Experiments
Overview
Learn about the key concepts of Latitude experiments
What are Experiments?
Experiments in Latitude are a feature that let you systematically test, evaluate, and compare different prompt configurations, model versions, and parameters (like temperature) across a dataset. This enables you to find out which prompts and models work best for your use case, using real, measurable results.
How Experiments Work
-
Run Location: You can run experiments directly from the Prompt Playground or from a Latitude Evaluation
-
Experiments Tab: Each prompt in Latitude has an Experiments tab, where you can compare results from different experiments side-by-side.
Experiment Components
- Prompt Variants: Test different prompt wordings, instructions, or templates.
- Model Versions:
Compare outputs from different models (e.g.,
gpt-4.1
,gpt-4.1-mini
). - Parameters: Adjust settings like temperature to influence model behavior.
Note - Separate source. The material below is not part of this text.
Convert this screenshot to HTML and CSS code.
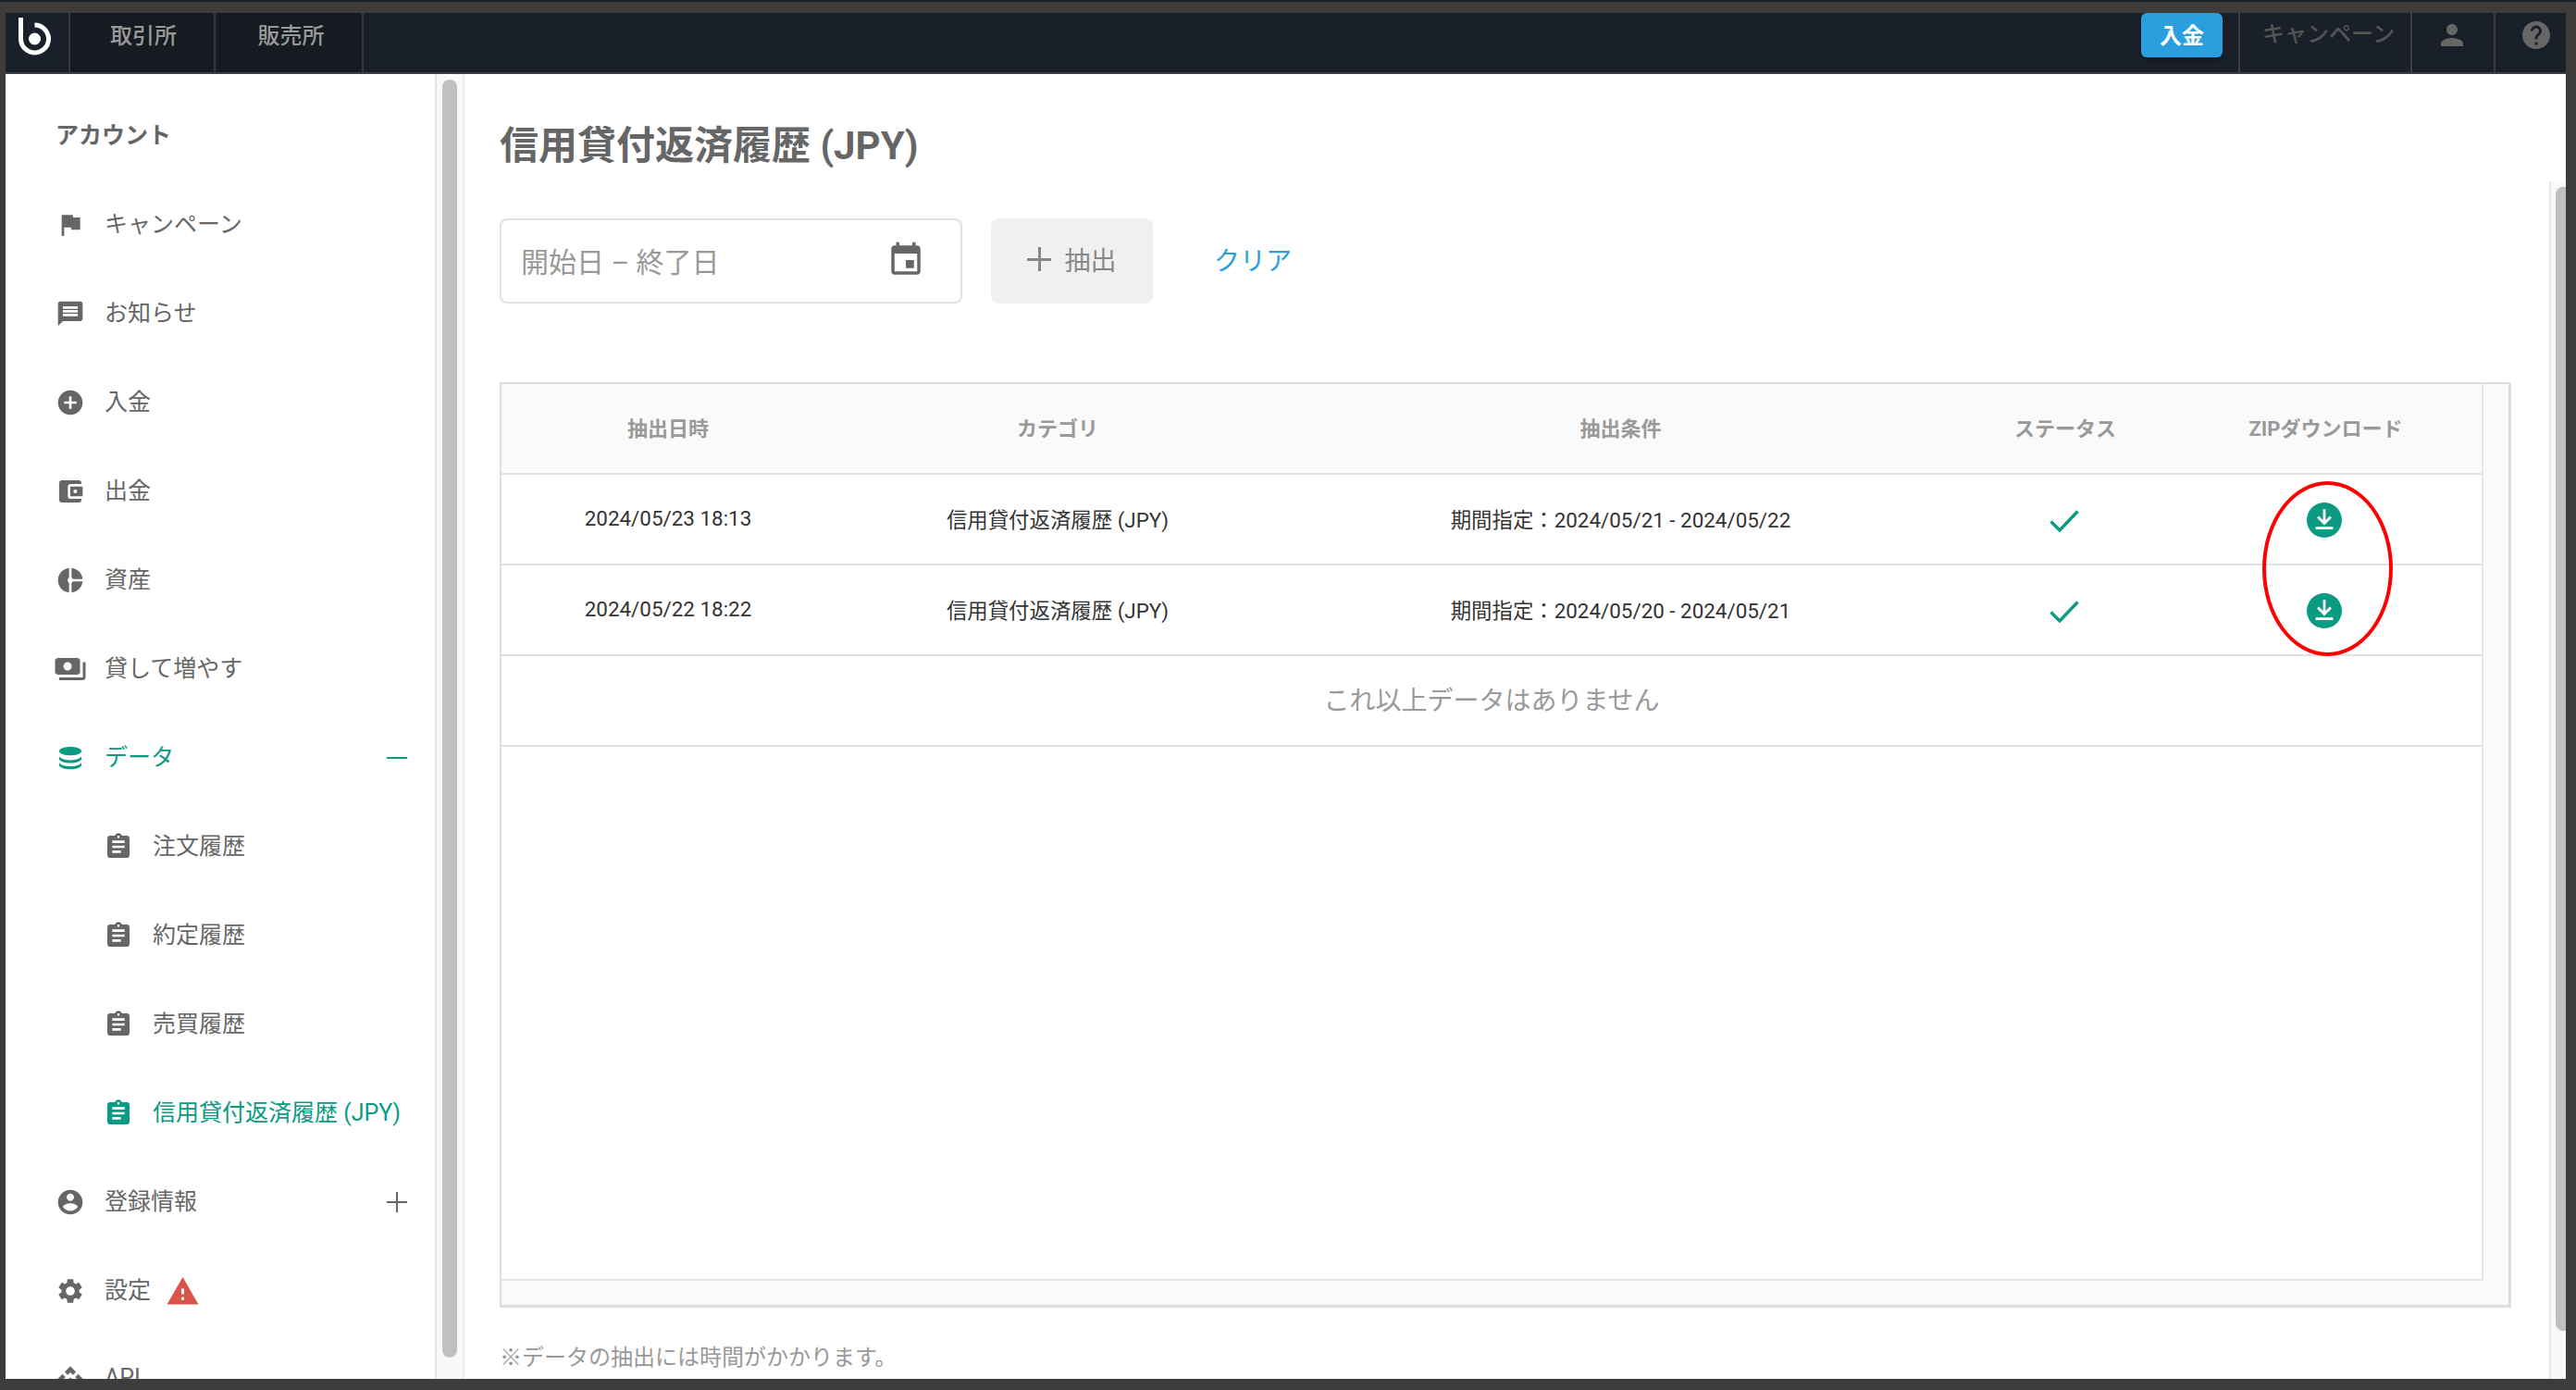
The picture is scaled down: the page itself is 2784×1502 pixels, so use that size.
FILE: index.html
```html
<!DOCTYPE html>
<html lang="ja">
<head>
  <meta charset="UTF-8" />
  <title>信用貸付返済履歴 (JPY)</title>
  <link rel="stylesheet" href="styles.css">
</head>
<body>
  <svg class="defs" aria-hidden="true">
    <symbol id="i-clip" viewBox="0 0 24 24"><path d="M19 3h-4.18C14.4 1.84 13.3 1 12 1c-1.3 0-2.4.84-2.82 2H5c-1.1 0-2 .9-2 2v14c0 1.1.9 2 2 2h14c1.1 0 2-.9 2-2V5c0-1.1-.9-2-2-2zm-7 0c.55 0 1 .45 1 1s-.45 1-1 1-1-.45-1-1 .45-1 1-1zm2 14H7v-2h7v2zm3-4H7v-2h10v2zm0-4H7V7h10v2z"/></symbol>
    <symbol id="i-check" viewBox="0 0 32 24"><path d="M1.5 12.5 11 22 30.5 1.5" fill="none" stroke="currentColor" stroke-width="3.4"/></symbol>
    <symbol id="i-down" viewBox="0 0 24 24"><circle cx="12" cy="12" r="12" fill="#0b9a82"/><path d="M12 4.6V14M7.6 9.8 12 14.2l4.4-4.4M6 17.4h12" fill="none" stroke="#fff" stroke-width="1.8"/></symbol>
  </svg>

  <div class="top-strip"></div>
  <div class="window">
    <header class="topbar">
      <a class="logo">
        <svg width="68" height="64" viewBox="0 0 68 64"><path d="M16.5 5V28a15 15 0 1 0 15-15" fill="none" stroke="#fff" stroke-width="5"/><circle cx="31.5" cy="28" r="6.5" fill="#fff"/></svg>
      </a>
      <a class="tab">取引所</a>
      <a class="tab">販売所</a>
      <div class="topbar-right">
        <a class="btn-deposit">入金</a>
        <a class="top-cell top-campaign">キャンペーン</a>
        <a class="top-cell top-user"><svg width="36" height="36" viewBox="0 0 24 24"><path d="M12 12c2.21 0 4-1.79 4-4s-1.79-4-4-4-4 1.79-4 4 1.79 4 4 4zm0 2c-2.67 0-8 1.34-8 4v2h16v-2c0-2.66-5.33-4-8-4z"/></svg></a>
        <a class="top-cell top-help"><svg width="36" height="36" viewBox="0 0 24 24"><path d="M12 2C6.48 2 2 6.48 2 12s4.48 10 10 10 10-4.48 10-10S17.52 2 12 2zm1 17h-2v-2h2v2zm2.07-7.75l-.9.92C13.45 12.9 13 13.5 13 15h-2v-.5c0-1.1.45-2.1 1.17-2.83l1.24-1.26c.37-.36.59-.86.59-1.41 0-1.1-.9-2-2-2s-2 .9-2 2H8c0-2.21 1.79-4 4-4s4 1.79 4 4c0 .88-.36 1.68-.93 2.25z"/></svg></a>
      </div>
    </header>

    <div class="page">
      <nav class="sidebar">
        <h2>アカウント</h2>
        <a class="item"><svg class="ico" viewBox="0 0 24 24"><path d="M14.4 6L14 4H5v17h2v-7h5.6l.4 2h7V6z"/></svg><span class="label">キャンペーン</span></a>
        <a class="item"><svg class="ico" viewBox="0 0 24 24"><path d="M20 2H4c-1.1 0-1.99.9-1.99 2L2 22l4-4h14c1.1 0 2-.9 2-2V4c0-1.1-.9-2-2-2zm-2 12H6v-2h12v2zm0-3H6V9h12v2zm0-3H6V6h12v2z"/></svg><span class="label">お知らせ</span></a>
        <a class="item"><svg class="ico" viewBox="0 0 24 24"><path d="M12 2C6.48 2 2 6.48 2 12s4.48 10 10 10 10-4.48 10-10S17.52 2 12 2zm5 11h-4v4h-2v-4H7v-2h4V7h2v4h4v2z"/></svg><span class="label">入金</span></a>
        <a class="item"><svg class="ico" viewBox="0 0 24 24"><path d="M21 18v1c0 1.1-.9 2-2 2H5c-1.11 0-2-.9-2-2V5c0-1.1.89-2 2-2h14c1.1 0 2 .9 2 2v1h-9c-1.11 0-2 .9-2 2v8c0 1.1.89 2 2 2h9zm-9-2h10V8H12v8zm4-2.5c-.83 0-1.5-.67-1.5-1.5s.67-1.5 1.5-1.5 1.5.67 1.5 1.5-.67 1.5-1.5 1.5z"/></svg><span class="label">出金</span></a>
        <a class="item"><svg class="ico" viewBox="0 0 24 24"><path d="M11 2v20c-5.07-.5-9-4.79-9-10s3.93-9.5 9-10zm2.03 0v8.99H22c-.47-4.74-4.24-8.52-8.97-8.99zm0 11.01V22c4.74-.47 8.5-4.25 8.97-8.99h-8.97z"/><circle cx="12" cy="12" r="2.2" fill="#fff"/></svg><span class="label">資産</span></a>
        <a class="item"><svg class="ico ico-wide" viewBox="0 0 24 24"><path d="M19 14V6c0-1.1-.9-2-2-2H3c-1.1 0-2 .9-2 2v8c0 1.1.9 2 2 2h14c1.1 0 2-.9 2-2zm-9-1c-1.66 0-3-1.34-3-3s1.34-3 3-3 3 1.34 3 3-1.34 3-3 3zm13-6v11c0 1.1-.9 2-2 2H4v-2h17V7h2z"/></svg><span class="label">貸して増やす</span></a>
        <a class="item active"><svg class="ico" viewBox="0 0 24 24"><ellipse cx="12" cy="6.5" rx="9" ry="3.5"/><path d="M3 10.4c0 1.9 4 3.4 9 3.4s9-1.5 9-3.4v2.4c0 1.9-4 3.4-9 3.4s-9-1.5-9-3.4zM3 15.4c0 1.9 4 3.4 9 3.4s9-1.5 9-3.4v2.4c0 1.9-4 3.4-9 3.4s-9-1.5-9-3.4z"/></svg><span class="label">データ</span><span class="toggle minus"></span></a>
        <a class="item sub"><svg class="ico"><use href="#i-clip"/></svg><span class="label">注文履歴</span></a>
        <a class="item sub"><svg class="ico"><use href="#i-clip"/></svg><span class="label">約定履歴</span></a>
        <a class="item sub"><svg class="ico"><use href="#i-clip"/></svg><span class="label">売買履歴</span></a>
        <a class="item sub active"><svg class="ico"><use href="#i-clip"/></svg><span class="label">信用貸付返済履歴 (JPY)</span></a>
        <a class="item"><svg class="ico" viewBox="0 0 24 24"><path d="M12 2C6.48 2 2 6.48 2 12s4.48 10 10 10 10-4.48 10-10S17.52 2 12 2zm0 3c1.66 0 3 1.34 3 3s-1.34 3-3 3-3-1.34-3-3 1.34-3 3-3zm0 14.2c-2.5 0-4.71-1.28-6-3.22.03-1.99 4-3.08 6-3.08 1.99 0 5.97 1.09 6 3.08-1.29 1.94-3.5 3.22-6 3.22z"/></svg><span class="label">登録情報</span><span class="toggle plus"></span></a>
        <a class="item"><svg class="ico" viewBox="0 0 24 24"><path d="M19.14 12.94c.04-.3.06-.61.06-.94 0-.32-.02-.64-.07-.94l2.03-1.58c.18-.14.23-.41.12-.61l-1.92-3.32c-.12-.22-.37-.29-.59-.22l-2.39.96c-.5-.38-1.03-.7-1.62-.94l-.36-2.54c-.04-.24-.24-.41-.48-.41h-3.84c-.24 0-.43.17-.47.41l-.36 2.54c-.59.24-1.13.57-1.62.94l-2.39-.96c-.22-.08-.47 0-.59.22L2.74 8.87c-.12.21-.08.47.12.61l2.03 1.58c-.05.3-.09.63-.09.94s.02.64.07.94l-2.03 1.58c-.18.14-.23.41-.12.61l1.92 3.32c.12.22.37.29.59.22l2.39-.96c.5.38 1.03.7 1.62.94l.36 2.54c.05.24.24.41.48.41h3.84c.24 0 .44-.17.47-.41l.36-2.54c.59-.24 1.13-.56 1.62-.94l2.39.96c.22.08.47 0 .59-.22l1.92-3.32c.12-.22.07-.47-.12-.61l-2.01-1.58zM12 15.6c-1.98 0-3.6-1.62-3.6-3.6s1.62-3.6 3.6-3.6 3.6 1.62 3.6 3.6-1.62 3.6-3.6 3.6z"/></svg><span class="label">設定</span><svg class="warn" viewBox="0 0 24 24"><path d="M1 21h22L12 2 1 21zm12-3h-2v-2h2v2zm0-4h-2v-4h2v4z"/></svg></a>
        <a class="item"><svg class="ico" viewBox="0 0 24 24"><path d="M14 12l-2 2-2-2 2-2 2 2zm-2-6l2.12 2.12 2.5-2.5L12 1 7.38 5.62l2.5 2.5L12 6zm-6 6l2.12-2.12-2.5-2.5L1 12l4.62 4.62 2.5-2.5L6 12zm12 0l-2.12 2.12 2.5 2.5L23 12l-4.62-4.62-2.5 2.5L18 12zm-6 6l-2.12-2.12-2.5 2.5L12 23l4.62-4.62-2.5-2.5L12 18z"/></svg><span class="label">API</span></a>
      </nav>
      <div class="side-scroll"><div class="side-thumb"></div></div>

      <main class="main">
        <div class="content">
          <h1>信用貸付返済履歴 (JPY)</h1>

          <div class="filters">
            <div class="date-input">
              <span>開始日 – 終了日</span>
              <svg width="42" height="42" viewBox="0 0 24 24"><path d="M17 12h-5v5h5v-5zM16 1v2H8V1H6v2H5c-1.11 0-1.99.9-1.99 2L3 19c0 1.1.89 2 2 2h14c1.1 0 2-.9 2-2V5c0-1.1-.9-2-2-2h-1V1h-2zm3 18H5V8h14v11z"/></svg>
            </div>
            <button class="btn-extract"><span class="btn-plus"></span>抽出</button>
            <a class="clear">クリア</a>
          </div>

          <div class="table">
            <div class="table-body">
              <div class="row row-head">
                <div>抽出日時</div>
                <div>カテゴリ</div>
                <div>抽出条件</div>
                <div>ステータス</div>
                <div>ZIPダウンロード</div>
              </div>
              <div class="row">
                <div>2024/05/23 18:13</div>
                <div>信用貸付返済履歴 (JPY)</div>
                <div>期間指定：2024/05/21 - 2024/05/22</div>
                <div><svg class="check"><use href="#i-check"/></svg></div>
                <div><svg class="download"><use href="#i-down"/></svg></div>
              </div>
              <div class="row">
                <div>2024/05/22 18:22</div>
                <div>信用貸付返済履歴 (JPY)</div>
                <div>期間指定：2024/05/20 - 2024/05/21</div>
                <div><svg class="check"><use href="#i-check"/></svg></div>
                <div><svg class="download"><use href="#i-down"/></svg></div>
              </div>
              <div class="no-more">これ以上データはありません</div>
            </div>
          </div>

          <p class="note">※データの抽出には時間がかかります。</p>
        </div>
        <div class="main-scroll"><div class="main-thumb"></div></div>
        <div class="annotation"></div>
      </main>
    </div>
  </div>
</body>
</html>
```

FILE: styles.css
```css
html, body {
  margin: 0;
  height: 100%;
  overflow: hidden;
}
body {
  background-color: #3d3c3a;
  font-family: Roboto, "Noto Sans CJK JP", sans-serif;
  color: #666;
}
.defs {
  position: absolute;
  width: 0;
  height: 0;
}
.top-strip {
  height: 2px;
  background-color: #1a202a;
}
.window {
  margin: 12px 11px 0 6px;
  height: 1476px;
  display: flex;
  flex-direction: column;
  overflow: hidden;
  background: white;
}

/* top bar */
.topbar {
  display: flex;
  flex: none;
  height: 66px;
  box-sizing: border-box;
  background-color: #1a202a;
  border-bottom: 2px solid #3a3e47;
}
.logo {
  width: 68px;
  border-right: 2px solid #333843;
}
.logo svg {
  display: block;
}
.tab {
  width: 157px;
  display: flex;
  align-items: center;
  justify-content: center;
  padding: 0 0 20px 3px;
  box-sizing: border-box;
  font-size: 24px;
  font-weight: 500;
  color: #999;
  background-color: #161a21;
  border-right: 2px solid #333843;
}
.tab + .tab {
  margin-left: 2px;
  width: 158px;
}
.topbar-right {
  margin-left: auto;
  display: flex;
}
.btn-deposit {
  width: 88px;
  height: 48px;
  margin-right: 17px;
  padding-bottom: 3px;
  box-sizing: border-box;
  display: flex;
  align-items: center;
  justify-content: center;
  font-size: 24px;
  font-weight: 700;
  color: white;
  background-color: #2b9fde;
  border-radius: 6px;
  box-shadow: 0 2px 6px rgba(0, 0, 0, 0.3);
}
.top-cell {
  display: flex;
  align-items: center;
  justify-content: center;
  border-left: 2px solid #3a3e47;
  box-sizing: border-box;
  color: #666;
}
.top-cell svg {
  fill: #666;
  margin-top: -16px;
}
.top-campaign {
  width: 186px;
  padding: 0 0 23px 7px;
  font-size: 24px;
  font-weight: 500;
  color: #555;
}
.top-user {
  width: 90px;
  padding-right: 3px;
}
.top-help {
  width: 78px;
  padding-left: 12px;
}

/* sidebar */
.page {
  flex: 1;
  display: flex;
  min-height: 0;
}
.sidebar {
  width: 464px;
  flex: none;
  padding-top: 19px;
  box-sizing: border-box;
  overflow: hidden;
}
.sidebar h2 {
  margin: 0;
  height: 96px;
  line-height: 96px;
  padding-left: 54px;
  font-size: 25px;
  font-weight: 700;
  color: #666;
}
.item {
  display: flex;
  align-items: center;
  height: 96px;
  padding: 0 30px 0 54px;
  font-size: 25px;
  color: #666;
}
.item .label {
  padding-bottom: 6px;
}
.item .ico {
  width: 32px;
  height: 32px;
  margin-right: 21px;
  flex: none;
  fill: #666;
}
.item .ico-wide {
  width: 36px;
  height: 36px;
  margin: 0 19px 0 -2px;
}
.item.sub {
  padding-left: 106px;
}
.item.active {
  color: #0b9a82;
}
.item.active .ico {
  fill: #0b9a82;
}
.toggle {
  margin-left: auto;
  position: relative;
  width: 22px;
  height: 22px;
}
.toggle::before,
.plus::after {
  content: "";
  position: absolute;
  background-color: currentColor;
}
.toggle::before {
  left: 0;
  right: 0;
  top: 10px;
  height: 2px;
}
.plus::after {
  top: 0;
  bottom: 0;
  left: 10px;
  width: 2px;
}
.warn {
  width: 37px;
  height: 37px;
  margin-left: 16px;
  fill: #dc5349;
}
.side-scroll {
  width: 30px;
  flex: none;
  box-sizing: border-box;
  padding: 6px 6px 0;
  background-color: #f9f9f9;
  border-left: 2px solid #e6e6e6;
}
.side-thumb {
  height: 1381px;
  background-color: #c0c0c0;
  border-radius: 8px;
}

/* main */
.main {
  flex: 1;
  display: flex;
  position: relative;
  border-left: 2px solid #ececec;
  min-width: 0;
}
.content {
  flex: 1;
  padding-left: 38px;
  min-width: 0;
}
.content h1 {
  margin: 50px 0 0;
  line-height: 56px;
  font-size: 42px;
  font-weight: 700;
  color: #666;
}
.filters {
  display: flex;
  align-items: center;
  margin-top: 50px;
  height: 92px;
}
.date-input {
  width: 500px;
  height: 92px;
  box-sizing: border-box;
  display: flex;
  align-items: center;
  justify-content: space-between;
  padding: 0 38px 2px 21px;
  border: 2px solid #e0e0e0;
  border-radius: 8px;
  font-size: 30px;
  color: #999;
}
.date-input svg {
  fill: #666;
  margin-top: -1px;
}
.btn-extract {
  width: 175px;
  height: 92px;
  margin-left: 31px;
  display: flex;
  align-items: center;
  justify-content: center;
  border: none;
  border-radius: 8px;
  background-color: #f0f0f0;
  font-family: inherit;
  font-size: 28px;
  color: #888;
  padding: 0 0 4px;
}
.btn-plus {
  position: relative;
  width: 26px;
  height: 26px;
  margin-right: 14px;
}
.btn-plus::before,
.btn-plus::after {
  content: "";
  position: absolute;
  background-color: #888;
}
.btn-plus::before {
  left: 0;
  right: 0;
  top: 12px;
  height: 3px;
}
.btn-plus::after {
  top: 0;
  bottom: 0;
  left: 12px;
  width: 3px;
}
.clear {
  margin-left: 66px;
  font-size: 28px;
  color: #2b9fde;
  padding-bottom: 4px;
}

/* table */
.table {
  width: 2174px;
  height: 1000px;
  margin-top: 85px;
  box-sizing: border-box;
  padding: 0 27px 26px 0;
  background-color: #fafafa;
  border: solid #ddd;
  border-width: 2px 3px 3px 2px;
}
.table-body {
  height: 100%;
  box-sizing: border-box;
  background: white;
  border: solid #e6e6e6;
  border-width: 0 2px 2px 0;
}
.row {
  display: grid;
  grid-template-columns: 360px 482px 735px 226px 337px;
  height: 98px;
  box-sizing: border-box;
  align-items: center;
  text-align: center;
  font-size: 22.4px;
  color: #333;
  border-bottom: 2px solid #e0e0e0;
}
.row > div {
  display: flex;
  align-items: center;
  justify-content: center;
  padding-bottom: 2px;
}
.row-head {
  background-color: #fafafa;
  font-size: 22px;
  font-weight: 700;
  color: #999;
}
.row-head > div {
  padding-bottom: 4px;
}
.check {
  width: 32px;
  height: 24px;
  color: #0b9a82;
  margin: 6px 2px 0 0;
}
.download {
  width: 38px;
  height: 38px;
  margin: 4px 4px 0 0;
}
.no-more {
  height: 98px;
  box-sizing: border-box;
  display: flex;
  align-items: center;
  justify-content: center;
  padding-bottom: 4px;
  font-size: 28px;
  color: #999;
  border-bottom: 2px solid #e0e0e0;
}
.note {
  margin: 38px 0 0;
  line-height: 32px;
  font-size: 24px;
  color: #999;
}
.main-scroll {
  width: 18px;
  flex: none;
  margin-top: 116px;
  box-sizing: border-box;
  padding: 6px 0 0 5px;
  background-color: #f9f9f9;
  border-left: 2px solid #e6e6e6;
}
.main-thumb {
  height: 1236px;
  background-color: #c0c0c0;
  border-radius: 8px 0 0 8px;
}

/* hand-drawn mark over the table */
.annotation {
  position: absolute;
  left: 1943px;
  top: 440px;
  width: 141px;
  height: 189px;
  box-sizing: border-box;
  border: 4px solid #f00;
  border-radius: 50%;
}
```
- Evaluations: Attach evaluation metrics (e.g., accuracy, sentiment analysis) to automatically assess experiment outputs.
Running an Experiment
- Define Variants: Choose your prompt(s), model, and settings.
- Pick Evaluations: Select which evaluation metrics to run (optional).
- Select Dataset: Pick or generate a dataset to use for testing.
Click Run Experiment to execute, and Latitude will process each combination and display the results.
Comparing Experiments
- Use the Experiments tab to select and compare multiple experiment runs.
- Review metrics like accuracy, cost, duration, and token usage.
- See detailed results, including logs and evaluation scores, for each experiment.
Benefits
- Objective Comparison: Quickly see which prompts and models perform best on your tasks.
- Visual Analysis: Side-by-side results make differences easy to spot.
- Cost Tracking: Monitor token and cost usage for each variant.